Awarded by Bhutan
- Type: Order
- Eligibility: Members of the Royal Bhutan Army, Royal Bodyguard, National Militia, Royal Bhutan Police and Forest Guards
- Status: Currently constituted
- Sovereign: Jigme Khesar Namgyel Wangchuck
- Grades: Single class (Meritorious Service Medal)

Precedence
- Next (higher): Order of the Wheel of the Thunder Dragon
- Next (lower): −

= Order of the Beloved Son of the Dragon =

Order of Merit

The Order of the Beloved Son of the Dragon (Dzongkha : Druk Jong Thuksey) is a Single Class Order ranking fifth in the Order of Precedence. It was instituted by the 3rd King Jigme Dorji Wangchuck on 9 February 1967 and reorganized by the 5th King Jigme Khesar Namgyel Wangchuck on 7 November 2008 and consists of a neck Badge and a matching miniature.
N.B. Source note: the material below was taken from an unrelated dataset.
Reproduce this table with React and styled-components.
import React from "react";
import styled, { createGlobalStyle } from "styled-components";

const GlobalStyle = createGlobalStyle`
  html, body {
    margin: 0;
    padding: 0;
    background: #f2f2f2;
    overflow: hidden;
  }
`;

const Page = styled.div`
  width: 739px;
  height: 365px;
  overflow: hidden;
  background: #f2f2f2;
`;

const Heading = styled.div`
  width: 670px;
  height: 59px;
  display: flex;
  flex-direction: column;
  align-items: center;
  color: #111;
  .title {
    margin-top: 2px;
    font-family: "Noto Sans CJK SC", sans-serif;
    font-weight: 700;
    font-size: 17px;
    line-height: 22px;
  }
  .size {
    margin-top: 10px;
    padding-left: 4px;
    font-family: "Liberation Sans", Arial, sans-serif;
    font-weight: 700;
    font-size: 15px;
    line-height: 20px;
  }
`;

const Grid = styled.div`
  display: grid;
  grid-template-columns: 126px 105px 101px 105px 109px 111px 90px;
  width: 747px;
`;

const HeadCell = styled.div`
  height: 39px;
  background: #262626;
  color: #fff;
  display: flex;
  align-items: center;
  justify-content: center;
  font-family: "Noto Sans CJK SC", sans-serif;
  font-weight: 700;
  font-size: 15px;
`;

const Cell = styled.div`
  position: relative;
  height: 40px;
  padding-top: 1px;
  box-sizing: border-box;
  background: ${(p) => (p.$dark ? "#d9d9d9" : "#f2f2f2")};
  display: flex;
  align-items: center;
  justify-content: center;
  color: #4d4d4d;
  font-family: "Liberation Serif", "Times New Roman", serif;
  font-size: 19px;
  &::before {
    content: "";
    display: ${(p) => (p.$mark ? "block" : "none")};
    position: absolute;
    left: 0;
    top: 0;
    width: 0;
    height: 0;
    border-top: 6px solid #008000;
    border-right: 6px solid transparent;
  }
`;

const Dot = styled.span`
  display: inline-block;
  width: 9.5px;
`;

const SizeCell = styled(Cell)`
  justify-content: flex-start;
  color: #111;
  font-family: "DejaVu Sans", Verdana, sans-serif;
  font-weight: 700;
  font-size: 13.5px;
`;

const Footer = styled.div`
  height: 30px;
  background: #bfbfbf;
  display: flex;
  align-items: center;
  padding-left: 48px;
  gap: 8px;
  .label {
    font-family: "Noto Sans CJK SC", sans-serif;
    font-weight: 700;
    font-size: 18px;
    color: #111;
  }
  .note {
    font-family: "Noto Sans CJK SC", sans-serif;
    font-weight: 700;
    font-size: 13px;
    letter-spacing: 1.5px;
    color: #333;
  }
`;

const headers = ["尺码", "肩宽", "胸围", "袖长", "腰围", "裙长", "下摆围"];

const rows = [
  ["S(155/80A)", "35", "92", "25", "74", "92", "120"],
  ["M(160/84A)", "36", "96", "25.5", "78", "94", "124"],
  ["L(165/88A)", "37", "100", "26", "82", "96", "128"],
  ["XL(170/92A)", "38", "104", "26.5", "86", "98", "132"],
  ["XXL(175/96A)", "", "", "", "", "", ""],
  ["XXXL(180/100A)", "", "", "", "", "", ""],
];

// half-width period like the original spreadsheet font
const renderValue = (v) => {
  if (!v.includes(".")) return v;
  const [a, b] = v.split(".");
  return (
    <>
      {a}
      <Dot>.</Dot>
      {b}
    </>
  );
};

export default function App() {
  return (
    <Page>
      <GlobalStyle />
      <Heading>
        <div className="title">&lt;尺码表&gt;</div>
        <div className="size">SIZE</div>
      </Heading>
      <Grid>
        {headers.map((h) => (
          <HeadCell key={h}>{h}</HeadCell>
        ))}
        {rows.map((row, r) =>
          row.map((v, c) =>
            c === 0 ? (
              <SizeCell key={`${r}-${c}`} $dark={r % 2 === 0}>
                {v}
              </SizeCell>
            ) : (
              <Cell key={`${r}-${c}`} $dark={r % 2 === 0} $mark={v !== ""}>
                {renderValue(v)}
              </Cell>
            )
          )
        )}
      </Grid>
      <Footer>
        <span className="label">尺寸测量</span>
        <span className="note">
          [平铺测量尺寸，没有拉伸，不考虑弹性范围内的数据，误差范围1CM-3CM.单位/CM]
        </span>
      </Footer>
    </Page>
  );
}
Awarded to Members of the Royal Bhutan Army, Royal Bodyguard, National Militia, Royal Bhutan Police and Forest Guards.

== Insignia ==
The 65 mm badge, comprises a back plate of dorjee the point of which form an outer circle, within which a black enamelled circle encloses the King's portrait in gold, on a background of enameled yellow and orange of the Bhutanese National Flag.

The ribbon is red with orange and yellow stripes on the edges.